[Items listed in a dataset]
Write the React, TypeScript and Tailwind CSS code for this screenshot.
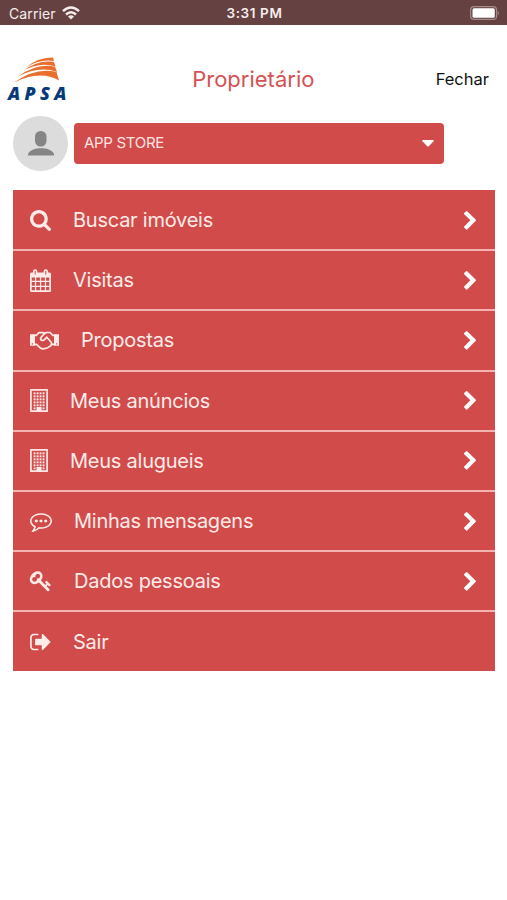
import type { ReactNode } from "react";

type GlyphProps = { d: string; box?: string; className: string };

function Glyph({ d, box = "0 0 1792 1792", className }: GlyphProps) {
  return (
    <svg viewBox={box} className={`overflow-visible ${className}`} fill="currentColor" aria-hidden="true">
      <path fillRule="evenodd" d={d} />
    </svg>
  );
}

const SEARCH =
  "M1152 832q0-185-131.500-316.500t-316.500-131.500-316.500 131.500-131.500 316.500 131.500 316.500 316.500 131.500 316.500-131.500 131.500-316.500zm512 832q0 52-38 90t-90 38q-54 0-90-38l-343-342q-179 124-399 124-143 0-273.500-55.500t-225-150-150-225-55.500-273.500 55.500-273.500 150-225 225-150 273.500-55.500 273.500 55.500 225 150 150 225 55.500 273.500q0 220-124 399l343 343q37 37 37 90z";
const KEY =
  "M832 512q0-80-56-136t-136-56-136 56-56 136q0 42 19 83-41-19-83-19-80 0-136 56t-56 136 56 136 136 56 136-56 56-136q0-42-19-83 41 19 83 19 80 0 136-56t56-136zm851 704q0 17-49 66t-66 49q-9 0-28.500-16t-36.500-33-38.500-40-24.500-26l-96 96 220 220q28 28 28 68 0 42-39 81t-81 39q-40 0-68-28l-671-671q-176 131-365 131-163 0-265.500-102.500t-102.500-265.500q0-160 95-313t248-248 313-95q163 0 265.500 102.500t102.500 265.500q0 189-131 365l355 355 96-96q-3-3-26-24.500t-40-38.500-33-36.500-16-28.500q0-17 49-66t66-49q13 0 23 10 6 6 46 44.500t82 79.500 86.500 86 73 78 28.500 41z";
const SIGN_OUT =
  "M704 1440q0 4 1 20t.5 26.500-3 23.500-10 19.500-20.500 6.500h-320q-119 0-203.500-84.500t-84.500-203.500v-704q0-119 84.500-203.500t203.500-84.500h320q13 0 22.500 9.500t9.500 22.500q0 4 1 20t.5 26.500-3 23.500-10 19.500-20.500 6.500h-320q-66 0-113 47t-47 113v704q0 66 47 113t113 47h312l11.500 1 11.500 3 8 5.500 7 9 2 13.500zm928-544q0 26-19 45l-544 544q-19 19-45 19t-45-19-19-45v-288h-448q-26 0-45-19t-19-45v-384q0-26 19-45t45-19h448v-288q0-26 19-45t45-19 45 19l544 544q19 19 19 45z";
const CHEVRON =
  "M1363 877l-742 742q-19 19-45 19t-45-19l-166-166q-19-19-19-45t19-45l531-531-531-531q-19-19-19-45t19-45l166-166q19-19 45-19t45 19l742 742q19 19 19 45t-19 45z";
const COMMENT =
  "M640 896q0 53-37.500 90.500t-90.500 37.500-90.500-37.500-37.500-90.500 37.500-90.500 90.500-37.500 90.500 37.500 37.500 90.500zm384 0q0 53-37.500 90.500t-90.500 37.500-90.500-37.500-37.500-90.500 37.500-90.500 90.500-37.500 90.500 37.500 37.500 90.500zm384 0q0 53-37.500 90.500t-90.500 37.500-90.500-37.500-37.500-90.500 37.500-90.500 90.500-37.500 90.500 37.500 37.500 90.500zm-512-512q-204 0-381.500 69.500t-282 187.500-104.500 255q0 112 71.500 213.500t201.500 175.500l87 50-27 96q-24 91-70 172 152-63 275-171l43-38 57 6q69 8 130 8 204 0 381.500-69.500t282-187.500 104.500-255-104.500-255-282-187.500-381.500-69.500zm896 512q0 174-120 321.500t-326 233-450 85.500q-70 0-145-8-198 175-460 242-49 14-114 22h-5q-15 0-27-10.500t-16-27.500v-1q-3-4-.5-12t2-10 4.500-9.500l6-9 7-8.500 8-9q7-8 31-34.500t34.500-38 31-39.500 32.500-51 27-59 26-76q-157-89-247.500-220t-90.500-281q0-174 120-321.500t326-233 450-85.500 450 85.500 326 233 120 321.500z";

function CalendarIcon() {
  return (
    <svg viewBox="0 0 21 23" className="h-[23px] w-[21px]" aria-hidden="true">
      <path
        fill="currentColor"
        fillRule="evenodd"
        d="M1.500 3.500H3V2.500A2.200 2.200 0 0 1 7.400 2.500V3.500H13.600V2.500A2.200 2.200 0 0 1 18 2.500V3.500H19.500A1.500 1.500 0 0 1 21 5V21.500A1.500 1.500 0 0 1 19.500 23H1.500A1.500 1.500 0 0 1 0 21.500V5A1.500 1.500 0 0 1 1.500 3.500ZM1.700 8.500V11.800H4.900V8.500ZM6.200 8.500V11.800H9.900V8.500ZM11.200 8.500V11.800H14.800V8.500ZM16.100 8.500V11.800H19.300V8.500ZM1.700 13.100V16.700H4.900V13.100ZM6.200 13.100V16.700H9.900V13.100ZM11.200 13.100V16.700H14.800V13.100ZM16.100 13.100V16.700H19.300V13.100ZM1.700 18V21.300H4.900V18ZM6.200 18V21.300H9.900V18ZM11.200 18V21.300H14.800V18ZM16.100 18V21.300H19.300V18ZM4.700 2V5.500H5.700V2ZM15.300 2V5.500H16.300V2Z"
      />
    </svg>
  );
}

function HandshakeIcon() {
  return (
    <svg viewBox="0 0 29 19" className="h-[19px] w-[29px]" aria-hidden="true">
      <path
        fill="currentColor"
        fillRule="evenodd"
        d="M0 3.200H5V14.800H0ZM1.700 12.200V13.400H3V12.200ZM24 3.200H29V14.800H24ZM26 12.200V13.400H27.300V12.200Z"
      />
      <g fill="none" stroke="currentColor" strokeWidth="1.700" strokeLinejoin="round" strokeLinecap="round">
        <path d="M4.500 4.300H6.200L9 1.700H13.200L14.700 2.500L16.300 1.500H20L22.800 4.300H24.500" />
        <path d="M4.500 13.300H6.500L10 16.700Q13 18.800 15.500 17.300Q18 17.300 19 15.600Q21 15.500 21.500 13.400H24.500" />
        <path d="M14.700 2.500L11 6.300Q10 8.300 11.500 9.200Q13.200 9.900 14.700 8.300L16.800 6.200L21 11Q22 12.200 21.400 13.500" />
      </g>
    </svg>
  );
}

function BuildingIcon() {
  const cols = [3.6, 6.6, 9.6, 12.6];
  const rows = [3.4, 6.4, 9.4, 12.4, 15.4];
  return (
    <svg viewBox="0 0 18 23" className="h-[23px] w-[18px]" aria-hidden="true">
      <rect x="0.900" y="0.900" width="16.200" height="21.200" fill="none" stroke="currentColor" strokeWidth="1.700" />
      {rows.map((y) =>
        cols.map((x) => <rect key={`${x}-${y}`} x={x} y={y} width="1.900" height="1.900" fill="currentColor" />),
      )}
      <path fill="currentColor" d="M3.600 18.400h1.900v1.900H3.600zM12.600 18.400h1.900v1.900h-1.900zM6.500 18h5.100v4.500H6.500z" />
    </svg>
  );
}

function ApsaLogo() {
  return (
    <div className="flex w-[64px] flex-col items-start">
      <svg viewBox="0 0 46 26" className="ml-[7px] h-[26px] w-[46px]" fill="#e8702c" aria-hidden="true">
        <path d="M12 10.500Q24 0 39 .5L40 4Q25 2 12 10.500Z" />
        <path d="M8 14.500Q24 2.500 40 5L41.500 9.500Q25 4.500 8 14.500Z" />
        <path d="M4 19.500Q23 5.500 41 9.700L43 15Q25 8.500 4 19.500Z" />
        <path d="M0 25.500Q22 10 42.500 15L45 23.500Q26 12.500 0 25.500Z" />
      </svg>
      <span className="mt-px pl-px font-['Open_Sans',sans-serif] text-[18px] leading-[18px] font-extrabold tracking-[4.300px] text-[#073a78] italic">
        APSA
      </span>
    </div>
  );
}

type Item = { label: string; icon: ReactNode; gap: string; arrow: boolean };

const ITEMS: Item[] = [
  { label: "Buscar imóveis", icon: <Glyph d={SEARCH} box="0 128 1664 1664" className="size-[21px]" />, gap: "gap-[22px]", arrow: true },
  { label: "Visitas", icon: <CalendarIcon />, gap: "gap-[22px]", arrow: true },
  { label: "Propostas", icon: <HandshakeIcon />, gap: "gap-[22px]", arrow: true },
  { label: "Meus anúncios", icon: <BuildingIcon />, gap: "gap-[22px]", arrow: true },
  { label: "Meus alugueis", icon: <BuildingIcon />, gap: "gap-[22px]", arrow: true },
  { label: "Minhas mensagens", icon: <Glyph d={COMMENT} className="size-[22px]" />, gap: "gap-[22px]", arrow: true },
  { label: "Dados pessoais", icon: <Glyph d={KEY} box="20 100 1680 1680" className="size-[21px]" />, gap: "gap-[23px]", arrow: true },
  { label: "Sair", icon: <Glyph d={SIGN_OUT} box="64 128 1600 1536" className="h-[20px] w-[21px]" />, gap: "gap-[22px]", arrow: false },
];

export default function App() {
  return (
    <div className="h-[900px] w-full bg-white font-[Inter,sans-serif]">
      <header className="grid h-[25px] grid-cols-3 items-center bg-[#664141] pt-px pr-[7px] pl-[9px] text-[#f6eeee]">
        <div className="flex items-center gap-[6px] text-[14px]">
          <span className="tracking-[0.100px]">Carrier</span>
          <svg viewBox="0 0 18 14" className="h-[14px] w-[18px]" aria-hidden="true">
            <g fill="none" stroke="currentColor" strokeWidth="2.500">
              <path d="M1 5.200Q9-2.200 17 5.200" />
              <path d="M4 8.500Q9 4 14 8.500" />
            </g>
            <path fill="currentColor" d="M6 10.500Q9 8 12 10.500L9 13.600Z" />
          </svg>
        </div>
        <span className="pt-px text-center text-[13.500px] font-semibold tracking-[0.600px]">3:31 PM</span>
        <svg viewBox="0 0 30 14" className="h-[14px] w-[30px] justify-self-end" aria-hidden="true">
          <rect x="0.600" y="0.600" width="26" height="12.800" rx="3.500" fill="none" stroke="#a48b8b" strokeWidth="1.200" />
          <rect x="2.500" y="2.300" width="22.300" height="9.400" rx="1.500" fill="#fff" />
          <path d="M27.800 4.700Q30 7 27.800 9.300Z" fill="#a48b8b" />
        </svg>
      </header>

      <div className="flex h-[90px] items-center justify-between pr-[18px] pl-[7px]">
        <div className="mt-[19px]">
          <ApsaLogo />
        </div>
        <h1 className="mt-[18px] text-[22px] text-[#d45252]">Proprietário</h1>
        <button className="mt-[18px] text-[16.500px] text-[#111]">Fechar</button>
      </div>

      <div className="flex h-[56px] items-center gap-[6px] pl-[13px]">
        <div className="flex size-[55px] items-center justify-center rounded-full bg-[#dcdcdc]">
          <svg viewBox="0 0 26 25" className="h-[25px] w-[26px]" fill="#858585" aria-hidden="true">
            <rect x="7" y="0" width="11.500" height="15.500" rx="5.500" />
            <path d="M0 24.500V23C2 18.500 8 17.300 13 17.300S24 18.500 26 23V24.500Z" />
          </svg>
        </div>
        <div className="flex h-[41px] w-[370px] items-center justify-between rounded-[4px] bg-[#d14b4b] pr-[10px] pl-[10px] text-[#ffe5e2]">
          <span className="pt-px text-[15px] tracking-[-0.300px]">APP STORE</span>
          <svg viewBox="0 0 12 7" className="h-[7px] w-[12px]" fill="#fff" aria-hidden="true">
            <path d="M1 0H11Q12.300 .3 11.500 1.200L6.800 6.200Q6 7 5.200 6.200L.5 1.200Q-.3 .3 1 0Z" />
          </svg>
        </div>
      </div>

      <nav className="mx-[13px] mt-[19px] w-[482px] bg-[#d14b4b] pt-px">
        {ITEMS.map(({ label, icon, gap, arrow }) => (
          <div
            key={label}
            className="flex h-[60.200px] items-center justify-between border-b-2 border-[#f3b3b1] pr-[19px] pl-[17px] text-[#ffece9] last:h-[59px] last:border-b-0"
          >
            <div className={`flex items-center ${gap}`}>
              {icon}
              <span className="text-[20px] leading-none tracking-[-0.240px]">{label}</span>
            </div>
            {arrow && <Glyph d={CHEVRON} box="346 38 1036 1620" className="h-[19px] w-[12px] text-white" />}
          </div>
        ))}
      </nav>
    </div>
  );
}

==

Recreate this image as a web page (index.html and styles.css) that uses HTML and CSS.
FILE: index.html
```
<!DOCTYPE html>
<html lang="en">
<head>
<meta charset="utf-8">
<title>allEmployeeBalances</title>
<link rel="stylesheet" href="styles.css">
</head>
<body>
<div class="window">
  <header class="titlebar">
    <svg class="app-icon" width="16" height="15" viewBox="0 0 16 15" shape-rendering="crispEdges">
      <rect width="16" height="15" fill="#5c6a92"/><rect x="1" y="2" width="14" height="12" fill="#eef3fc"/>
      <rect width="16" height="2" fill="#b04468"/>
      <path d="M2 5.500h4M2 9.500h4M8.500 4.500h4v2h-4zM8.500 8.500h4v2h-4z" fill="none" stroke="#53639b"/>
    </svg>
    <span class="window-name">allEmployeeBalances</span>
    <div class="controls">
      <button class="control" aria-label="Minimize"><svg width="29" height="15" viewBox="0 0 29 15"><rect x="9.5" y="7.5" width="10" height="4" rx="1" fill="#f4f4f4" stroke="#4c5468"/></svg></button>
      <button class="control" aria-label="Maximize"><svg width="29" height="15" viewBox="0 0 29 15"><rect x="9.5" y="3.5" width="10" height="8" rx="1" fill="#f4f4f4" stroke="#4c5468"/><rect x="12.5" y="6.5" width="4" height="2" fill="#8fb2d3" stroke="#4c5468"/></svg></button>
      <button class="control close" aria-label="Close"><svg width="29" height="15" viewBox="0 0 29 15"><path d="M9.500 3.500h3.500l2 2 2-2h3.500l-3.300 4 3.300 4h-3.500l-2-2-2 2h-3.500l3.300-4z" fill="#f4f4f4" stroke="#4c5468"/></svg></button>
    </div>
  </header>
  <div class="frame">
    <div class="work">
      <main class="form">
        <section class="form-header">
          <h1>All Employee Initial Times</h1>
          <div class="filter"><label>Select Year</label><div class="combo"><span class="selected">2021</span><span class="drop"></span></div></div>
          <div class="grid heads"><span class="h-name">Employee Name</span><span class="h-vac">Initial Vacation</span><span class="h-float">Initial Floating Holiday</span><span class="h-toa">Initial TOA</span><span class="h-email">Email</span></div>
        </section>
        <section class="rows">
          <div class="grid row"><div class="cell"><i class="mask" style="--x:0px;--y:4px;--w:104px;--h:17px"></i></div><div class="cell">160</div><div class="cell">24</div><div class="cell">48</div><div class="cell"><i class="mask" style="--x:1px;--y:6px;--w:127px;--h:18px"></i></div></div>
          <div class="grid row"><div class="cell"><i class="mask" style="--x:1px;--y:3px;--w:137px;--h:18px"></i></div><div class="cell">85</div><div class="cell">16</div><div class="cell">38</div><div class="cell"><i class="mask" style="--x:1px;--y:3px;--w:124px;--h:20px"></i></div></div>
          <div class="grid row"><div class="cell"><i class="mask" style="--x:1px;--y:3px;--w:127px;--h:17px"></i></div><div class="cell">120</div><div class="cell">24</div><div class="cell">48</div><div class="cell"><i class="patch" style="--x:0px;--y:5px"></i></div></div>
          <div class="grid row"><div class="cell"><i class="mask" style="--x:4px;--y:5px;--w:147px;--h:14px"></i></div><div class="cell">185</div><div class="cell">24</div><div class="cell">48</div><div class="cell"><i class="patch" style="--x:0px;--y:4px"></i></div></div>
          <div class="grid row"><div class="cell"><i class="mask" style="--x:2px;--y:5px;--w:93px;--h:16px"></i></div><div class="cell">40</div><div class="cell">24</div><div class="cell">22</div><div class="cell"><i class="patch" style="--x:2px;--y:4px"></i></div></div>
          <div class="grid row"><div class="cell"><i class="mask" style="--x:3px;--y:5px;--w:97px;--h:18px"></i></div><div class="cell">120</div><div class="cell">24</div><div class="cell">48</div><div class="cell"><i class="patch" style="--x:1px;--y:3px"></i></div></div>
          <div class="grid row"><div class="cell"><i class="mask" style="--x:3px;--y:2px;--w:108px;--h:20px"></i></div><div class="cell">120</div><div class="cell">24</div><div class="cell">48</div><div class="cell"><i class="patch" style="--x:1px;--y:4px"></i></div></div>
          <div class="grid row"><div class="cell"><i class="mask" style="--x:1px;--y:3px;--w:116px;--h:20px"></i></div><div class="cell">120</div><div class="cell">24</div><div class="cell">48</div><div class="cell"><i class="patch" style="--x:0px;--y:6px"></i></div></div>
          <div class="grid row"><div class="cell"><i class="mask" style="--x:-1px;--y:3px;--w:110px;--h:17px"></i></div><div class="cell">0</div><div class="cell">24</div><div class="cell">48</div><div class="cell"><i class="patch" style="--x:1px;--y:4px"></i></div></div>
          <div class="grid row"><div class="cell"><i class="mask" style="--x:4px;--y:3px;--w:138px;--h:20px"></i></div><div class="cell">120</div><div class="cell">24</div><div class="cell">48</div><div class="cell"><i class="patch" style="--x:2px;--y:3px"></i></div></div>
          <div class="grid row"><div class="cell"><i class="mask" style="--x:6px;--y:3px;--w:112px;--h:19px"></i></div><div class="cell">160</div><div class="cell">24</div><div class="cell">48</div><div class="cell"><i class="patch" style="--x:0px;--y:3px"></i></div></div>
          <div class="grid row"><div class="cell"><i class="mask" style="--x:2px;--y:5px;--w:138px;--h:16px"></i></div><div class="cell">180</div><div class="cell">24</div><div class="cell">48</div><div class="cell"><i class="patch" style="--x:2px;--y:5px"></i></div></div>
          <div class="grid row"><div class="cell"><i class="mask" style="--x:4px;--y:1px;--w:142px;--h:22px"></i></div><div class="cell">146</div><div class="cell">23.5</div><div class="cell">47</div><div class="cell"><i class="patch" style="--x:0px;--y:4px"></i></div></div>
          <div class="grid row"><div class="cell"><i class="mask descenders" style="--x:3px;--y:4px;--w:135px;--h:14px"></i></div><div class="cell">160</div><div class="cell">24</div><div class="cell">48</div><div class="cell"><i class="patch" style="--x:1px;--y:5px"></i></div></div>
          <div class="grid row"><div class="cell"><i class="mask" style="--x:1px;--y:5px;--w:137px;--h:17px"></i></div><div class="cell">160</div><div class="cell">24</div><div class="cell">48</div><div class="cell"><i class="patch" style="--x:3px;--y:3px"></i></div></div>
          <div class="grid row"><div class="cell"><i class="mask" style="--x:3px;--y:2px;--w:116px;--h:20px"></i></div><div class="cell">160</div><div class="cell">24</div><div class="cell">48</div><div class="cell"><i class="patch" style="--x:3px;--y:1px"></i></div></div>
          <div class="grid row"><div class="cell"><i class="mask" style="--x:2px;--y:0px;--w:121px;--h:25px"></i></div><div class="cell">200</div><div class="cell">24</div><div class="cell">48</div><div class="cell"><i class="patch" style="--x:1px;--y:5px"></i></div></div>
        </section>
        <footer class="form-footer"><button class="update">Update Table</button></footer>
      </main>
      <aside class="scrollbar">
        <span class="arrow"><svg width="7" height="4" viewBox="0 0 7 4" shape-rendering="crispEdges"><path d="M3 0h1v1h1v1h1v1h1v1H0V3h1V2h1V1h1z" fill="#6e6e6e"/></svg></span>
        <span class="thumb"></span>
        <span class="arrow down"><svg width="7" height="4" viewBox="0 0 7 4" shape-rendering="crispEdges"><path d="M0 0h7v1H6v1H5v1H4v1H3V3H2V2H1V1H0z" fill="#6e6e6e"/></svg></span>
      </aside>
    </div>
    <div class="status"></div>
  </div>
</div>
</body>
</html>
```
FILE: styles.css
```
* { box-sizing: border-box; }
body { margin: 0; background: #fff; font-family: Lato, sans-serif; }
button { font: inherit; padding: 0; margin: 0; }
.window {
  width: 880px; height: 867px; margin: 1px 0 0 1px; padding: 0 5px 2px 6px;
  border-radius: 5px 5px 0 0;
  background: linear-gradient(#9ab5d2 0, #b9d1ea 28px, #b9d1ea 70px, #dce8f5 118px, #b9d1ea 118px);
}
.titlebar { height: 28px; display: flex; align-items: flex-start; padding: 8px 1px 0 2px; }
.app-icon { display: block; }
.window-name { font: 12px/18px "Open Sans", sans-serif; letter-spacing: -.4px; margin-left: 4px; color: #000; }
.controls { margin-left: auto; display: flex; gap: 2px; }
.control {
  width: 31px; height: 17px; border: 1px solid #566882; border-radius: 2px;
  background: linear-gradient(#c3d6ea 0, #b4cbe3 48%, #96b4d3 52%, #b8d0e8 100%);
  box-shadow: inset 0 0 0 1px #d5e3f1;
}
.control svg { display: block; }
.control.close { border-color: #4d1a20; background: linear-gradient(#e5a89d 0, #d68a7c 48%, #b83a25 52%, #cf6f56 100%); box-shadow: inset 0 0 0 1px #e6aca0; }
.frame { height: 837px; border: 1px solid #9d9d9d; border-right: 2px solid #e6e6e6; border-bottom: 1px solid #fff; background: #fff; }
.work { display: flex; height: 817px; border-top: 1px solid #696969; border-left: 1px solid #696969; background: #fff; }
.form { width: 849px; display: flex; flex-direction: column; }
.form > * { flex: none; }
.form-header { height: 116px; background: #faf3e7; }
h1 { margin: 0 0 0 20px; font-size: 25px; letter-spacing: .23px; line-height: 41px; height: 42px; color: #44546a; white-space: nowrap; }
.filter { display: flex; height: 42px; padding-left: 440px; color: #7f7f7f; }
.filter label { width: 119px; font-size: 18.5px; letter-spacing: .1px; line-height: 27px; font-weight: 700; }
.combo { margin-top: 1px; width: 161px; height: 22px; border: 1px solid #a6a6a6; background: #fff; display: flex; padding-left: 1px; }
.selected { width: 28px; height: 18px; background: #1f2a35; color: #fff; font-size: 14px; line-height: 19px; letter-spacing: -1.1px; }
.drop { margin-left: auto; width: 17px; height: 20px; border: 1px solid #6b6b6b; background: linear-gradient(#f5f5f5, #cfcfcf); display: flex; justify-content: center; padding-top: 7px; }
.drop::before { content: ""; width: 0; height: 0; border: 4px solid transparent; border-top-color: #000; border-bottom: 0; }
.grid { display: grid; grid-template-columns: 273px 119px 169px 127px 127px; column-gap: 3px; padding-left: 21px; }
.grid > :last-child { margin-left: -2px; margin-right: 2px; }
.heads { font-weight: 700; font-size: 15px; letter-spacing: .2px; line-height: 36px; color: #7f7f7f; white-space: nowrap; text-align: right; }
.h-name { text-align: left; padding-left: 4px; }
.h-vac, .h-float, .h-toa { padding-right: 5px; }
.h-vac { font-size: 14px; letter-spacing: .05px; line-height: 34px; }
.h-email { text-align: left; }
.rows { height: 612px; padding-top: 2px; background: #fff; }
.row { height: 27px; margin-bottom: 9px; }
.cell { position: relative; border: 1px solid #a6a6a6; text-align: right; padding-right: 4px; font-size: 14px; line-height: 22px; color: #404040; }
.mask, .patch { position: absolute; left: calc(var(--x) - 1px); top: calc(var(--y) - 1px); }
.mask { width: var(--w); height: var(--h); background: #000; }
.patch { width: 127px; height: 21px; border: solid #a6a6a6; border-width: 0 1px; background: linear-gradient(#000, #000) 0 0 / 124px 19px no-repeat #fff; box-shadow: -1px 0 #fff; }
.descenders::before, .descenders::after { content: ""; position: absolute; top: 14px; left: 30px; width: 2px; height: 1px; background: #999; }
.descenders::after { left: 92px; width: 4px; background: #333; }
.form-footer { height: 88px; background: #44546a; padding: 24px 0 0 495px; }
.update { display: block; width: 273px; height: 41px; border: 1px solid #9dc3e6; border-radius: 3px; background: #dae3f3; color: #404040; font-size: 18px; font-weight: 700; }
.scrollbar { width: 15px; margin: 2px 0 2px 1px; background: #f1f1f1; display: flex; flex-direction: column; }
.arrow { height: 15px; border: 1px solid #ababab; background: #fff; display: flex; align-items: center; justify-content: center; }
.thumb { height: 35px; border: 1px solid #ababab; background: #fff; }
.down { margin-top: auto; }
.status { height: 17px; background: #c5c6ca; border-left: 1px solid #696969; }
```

GOAL: Copy every single line of the material above that holds "index".

EXPECTED ANSWER:
Recreate this image as a web page (index.html and styles.css) that uses HTML and CSS.
FILE: index.html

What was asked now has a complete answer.